乍一听这个陌生的声音,高哲吓了一跳,虚弱的声音是那么得无力,“请问,这是哪里啊?”

“噢,你看我真是老糊涂了!”江洁茹慈爱的笑了笑,“这是你的朋友江馨雅的家,而我是她的妈妈!”

“馨雅的家?”高哲不禁叫出声来,“那这个房间是……”

“我女儿的!”江洁茹看着他诧异的表情,不禁笑了,“他们已经守了你一天一夜了,现在,他们都去上班了!我先去给你盛碗粥吧!阿姨我别的不会,熬粥可是很在行的啊!”

“他们?”高哲咀嚼着这个字眼,不由得皱起眉头。

这孩子年纪轻轻的,怎么总喜欢皱眉头呢?江洁茹暗自揣测着原因,到厨房端了一碗粥来,“孩子,你现在有伤,活动不便,我来喂你吧!”

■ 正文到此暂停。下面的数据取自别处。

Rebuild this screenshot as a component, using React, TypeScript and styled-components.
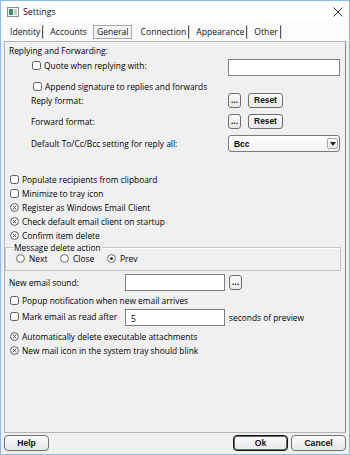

“谢谢阿姨,我可以自己吃!”高哲赶忙挣扎起来,毕竟自己已经太麻烦人家了,怎好连吃饭也让别人喂呢?虽然伤口有些疼,但那又算得了什么呢?自己的手还好好的,完全可以自己动手。

看他坚持,江洁茹也不再勉强。索性任由他去吧!

江洁茹的手艺还真不错,那么简简单单的白粥,在她的精心烹制下竟然也那么香喷喷的味道!高哲暗自赞叹,可能普天之下的妈妈都是天生的烹饪高手吧,再简单的食物放到她们手里都会变成盛宴的材料!

看高哲吃完粥,江洁茹才放下心来,转身去院子里侍弄她的花花草草。毕竟隔代人之间,话题是很不好掌握的,她深知这一点,与其两个人都尴尬,倒不如让他先休息一下呢!